An educator’s quest for answers

If as educators, we are not perennially plagued with the question of what is the purpose of education, are we doing it right, will our students be ready for life, or can we do it better, then we are not serious educators at all? The eternal debate that educators face, is what should we prepare our students for, is it for life or a living?

It is even more difficult for those of us that are dealing with marginalised impoverished children because for them finding a living gives them life. So, how can teachers prepare their students to live a fulfilled life and yet not neglect their means to earn a living?

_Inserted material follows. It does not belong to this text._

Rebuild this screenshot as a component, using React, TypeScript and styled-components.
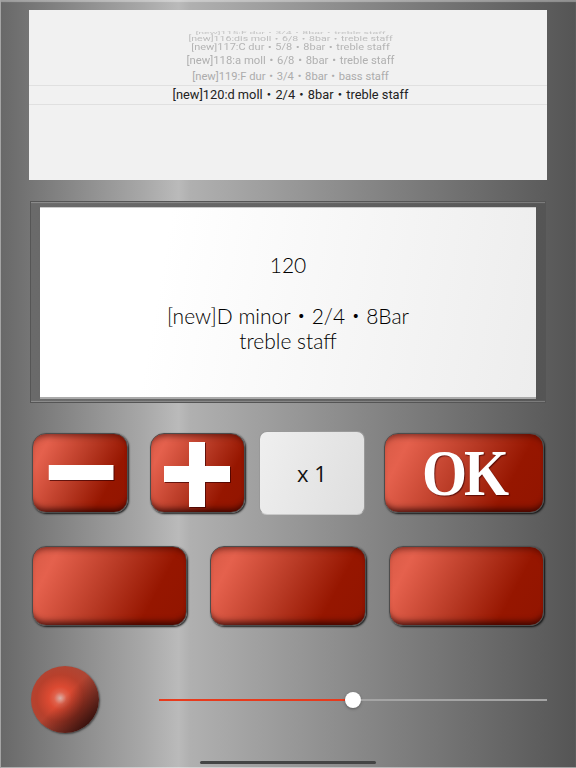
import React from 'react';
import styled, { createGlobalStyle } from 'styled-components';

const GlobalStyle = createGlobalStyle`
  html, body {
    margin: 0;
    padding: 0;
    background: #666;
  }
`;

const Page = styled.div`
  position: relative;
  box-sizing: border-box;
  width: 576px;
  height: 768px;
  overflow: hidden;
  padding: 10px 29px 0;
  display: flex;
  flex-direction: column;
  background: linear-gradient(90deg, #686868 0%, #a8a8a8 25%, #bababa 31%, #b0b0b0 33%, #555 100%);
  box-shadow: inset 1px 0 0 #a5a5a5, inset 0 2px 1px rgba(255, 255, 255, 0.35), inset 0 -1px 0 rgba(255, 255, 255, 0.45);
`;

const Picker = styled.div`
  height: 170px;
  background: #f1f1f1;
  overflow: hidden;
  display: flex;
  flex-direction: column;
  padding-top: 21px;
  box-sizing: border-box;
`;

const Wheel = styled.div<{ $h: number; $size: number; $sy: number; $c: string }>`
  height: ${(p) => p.$h}px;
  line-height: ${(p) => p.$h}px;
  flex: none;
  padding-left: 5px;
  text-align: center;
  white-space: nowrap;
  font-family: Roboto, 'Noto Sans CJK JP', sans-serif;
  font-size: ${(p) => p.$size}px;
  color: ${(p) => p.$c};
  transform: scaleY(${(p) => p.$sy});
`;

const Selected = styled(Wheel)`
  border-top: 1px solid #e0e0e0;
  border-bottom: 1px solid #e0e0e0;
  box-sizing: content-box;
  transform: none;
  color: #222;
`;

const Frame = styled.div`
  margin: 21px 1px 0 1px;
  height: 202px;
  box-sizing: border-box;
  padding: 5px 9px 3px;
  border: 1px solid #555;
  background: linear-gradient(90deg, #6a6a6a, #646464 50%, #555);
  box-shadow: inset 0 2px 1px -1px rgba(255, 255, 255, 0.25), inset 0 -2px 1px -1px rgba(255, 255, 255, 0.25);
`;

const Readout = styled.div`
  height: 100%;
  background: linear-gradient(100deg, #fff 25%, #ededed 100%);
  border-top: 1px solid #ccc;
  border-bottom: 2px solid #aaa;
  box-sizing: border-box;
  display: flex;
  flex-direction: column;
  align-items: center;
  font-family: Lato, 'Noto Sans CJK JP', sans-serif;
  font-weight: 300;
  color: #000;
  font-size: 21px;
  line-height: 25px;
  padding-top: 44px;
`;

const Title = styled.div`
  margin-bottom: 26px;
`;

const KeyRow = styled.div`
  display: flex;
  align-items: center;
  margin-left: 3px;
  margin-right: 3px;
  height: 84px;
  margin-top: 28px;
`;

const WideRow = styled.div`
  display: flex;
  justify-content: space-between;
  margin: 31px 3px 0;
`;

const RedKey = styled.button<{ $w: number; $ml?: number }>`
  width: ${(p) => p.$w}px;
  height: 80px;
  margin-left: ${(p) => p.$ml ?? 0}px;
  padding: 0;
  flex: none;
  display: flex;
  align-items: center;
  justify-content: center;
  border: 1px solid #4c4c4c;
  border-radius: 14px;
  background: linear-gradient(118deg, #d85a46 0%, #e5614d 14%, #b83a25 48%, #961600 76%, #921500 100%);
  box-shadow:
    inset 0 7px 6px -5px rgba(40, 0, 0, 0.55),
    inset 0 -8px 6px -5px rgba(30, 0, 0, 0.75),
    1px 1px 2px rgba(0, 0, 0, 0.85);
`;

const Glyph = styled.svg<{ $dx?: number; $dy?: number }>`
  display: block;
  transform: translate(${(p) => p.$dx ?? 0}px, ${(p) => p.$dy ?? 0}px);
  filter: drop-shadow(1px 1px 0.5px rgba(60, 0, 0, 0.7));
`;

const OkLabel = styled.span`
  display: inline-block;
  font-family: 'Liberation Serif', serif;
  font-weight: 700;
  font-size: 58px;
  line-height: 1;
  color: #fff;
  letter-spacing: -3px;
  transform: translateY(1px) scaleY(1.12);
  text-shadow: 1px 1px 1px rgba(60, 0, 0, 0.7);
`;

const StepKey = styled.button`
  width: 106px;
  height: 84px;
  margin-left: 14px;
  flex: none;
  padding: 0;
  border: 1px solid #999;
  border-bottom-color: #c8c8c8;
  border-radius: 8px;
  background: linear-gradient(110deg, #efefef, #dedede);
  font-family: 'Open Sans', sans-serif;
  font-size: 22px;
  color: #111;
`;

const BottomRow = styled.div`
  display: flex;
  align-items: center;
  margin: 40px 0 0 2px;
`;

const Lamp = styled.div`
  width: 68px;
  height: 67px;
  flex: none;
  border-radius: 50%;
  background:
    linear-gradient(135deg, rgba(0, 0, 0, 0) 48%, rgba(20, 0, 0, 0.8) 88%),
    radial-gradient(circle at 43% 48%, #d9b0a8 0%, #e0604a 12%, #dc4a32 22%, #b8402c 45%, #a84a3a 80%, #8f4034 100%);
  box-shadow: 1px 1px 2px rgba(0, 0, 0, 0.55);
`;

const Slider = styled.div`
  flex: 1;
  margin-left: 60px;
  display: flex;
  align-items: center;
`;

const Track = styled.div<{ $on?: boolean }>`
  height: 2px;
  background: ${(p) => (p.$on ? '#e83a1c' : '#a4a4a4')};
  flex: ${(p) => (p.$on ? '0 0 186px' : '1')};
`;

const Thumb = styled.div`
  width: 16px;
  height: 16px;
  flex: none;
  border-radius: 50%;
  background: #fff;
  box-shadow: 0 1px 3px rgba(0, 0, 0, 0.35);
`;

const HomeBar = styled.div`
  position: absolute;
  left: 200px;
  bottom: 4px;
  width: 176px;
  height: 3px;
  border-radius: 2px;
  background: #444;
`;

const rows = [
  { t: '[new]115:F dur・3/4・8bar・treble staff', h: 3.5, s: 10.6, sy: 0.4, c: '#c4c4c4' },
  { t: '[new]116:dis moll・6/8・8bar・treble staff', h: 7.5, s: 10.65, sy: 0.62, c: '#bdbdbd' },
  { t: '[new]117:C dur・5/8・8bar・treble staff', h: 11.5, s: 11, sy: 0.82, c: '#b4b4b4' },
  { t: '[new]118:a moll・6/8・8bar・treble staff', h: 14, s: 11.3, sy: 0.93, c: '#b0b0b0' },
  { t: '[new]119:F dur・3/4・8bar・bass staff', h: 17.5, s: 11.2, sy: 1, c: '#acacac' },
];

const App = () => {
  return (
    <Page>
      <GlobalStyle />
      <Picker>
        {rows.map((r) => (
          <Wheel key={r.t} $h={r.h} $size={r.s} $sy={r.sy} $c={r.c}>
            {r.t}
          </Wheel>
        ))}
        <Selected $h={18} $size={12.8} $sy={1} $c="#222">
          [new]120:d moll・2/4・8bar・treble staff
        </Selected>
      </Picker>

      <Frame>
        <Readout>
          <Title>120</Title>
          <div>[new]D minor・2/4・8Bar</div>
          <div>treble staff</div>
        </Readout>
      </Frame>

      <KeyRow>
        <RedKey $w={96} aria-label="minus">
          <Glyph $dx={1.5} width="66" height="16" viewBox="0 0 66 16">
            <rect width="65" height="15" fill="#fff" />
          </Glyph>
        </RedKey>
        <RedKey $w={95} $ml={22} aria-label="plus">
          <Glyph $dy={2} width="67" height="66" viewBox="0 0 67 66">
            <path d="M25 0h16v24h25v16H41v25H25V40H0V24h25z" fill="#fff" />
          </Glyph>
        </RedKey>
        <StepKey>x 1</StepKey>
        <RedKey $w={160} $ml={19}>
          <OkLabel>OK</OkLabel>
        </RedKey>
      </KeyRow>

      <WideRow>
        <RedKey $w={155} />
        <RedKey $w={156} />
        <RedKey $w={155} />
      </WideRow>

      <BottomRow>
        <Lamp />
        <Slider>
          <Track $on />
          <Thumb />
          <Track />
        </Slider>
      </BottomRow>

      <HomeBar />
    </Page>
  );
};

export default App;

At Parikrma, we have always talked to our students about how to be dignified in poverty and practical about wealth. We try to teach them to develop inner strength to fight the adversities with some amount of pride and yet be humble and thankful for what they have. In today’s world, this is getting increasingly difficult because a school is looked at as just a preparatory ground for students to get into good universities and then move on to high valued jobs. The building of a moral compass is left to the parents to devise at home. In this process of segmentation and fragmentation, the real meaning of education is slowly getting warped.

We need to do what we teach our children to do, and that is, whatever the odds maybe, not to lose sight of the course. We think the mark of an educated mind:

  • Is the ability to explore an idea, analyse it, without being compelled to follow it.
  • Is being able to look at and evaluate different sets of values without necessarily adopting them.
  • To develop the strength and skill to change one’s own life in a meaningful manner
  • To recognise that we cannot enrich our minds without challenging our own assumptions & beliefs
  • To understand that if we want to change how we see our problems, we have to change what we value, and how we measure failure and success.
  • To have the strength to see that if what we value is incorrect and what we consider success and failure are poorly chosen, then everything based upon those values, thoughts, emotions, everyday feelings, will all be wrongly aligned and therefore needs to be changed.
  • To be open-minded and give space to different ideas, ethos, without any judgment.
  • Most importantly, an educated mind is humble and compassionate.

As educators, we must ask ourselves this, how much of the school time and our curriculum has been designed to promote these qualities? And, what can we as educators do something about it?

In his book, “Between Parent and Child”, the Israeli educational psychologist Haim Ginott writes about a letter that teachers would receive from their principal each year:

“I am a survivor of a concentration camp. My eyes saw what no person should witness: gas chambers built by learned engineers. Children poisoned by educated physicians. Infants killed by trained nurses. Women and babies shot by high school and college graduates. So, I am suspicious of education.

My request is this:  Help your children become human. Your efforts must never produce learned monsters, skilled psychopaths or educated Eichmanns. Reading, writing, and arithmetic are important only if they serve to make our children more human.”

As educators, we must learn from history and see a future that is more informed and evolved.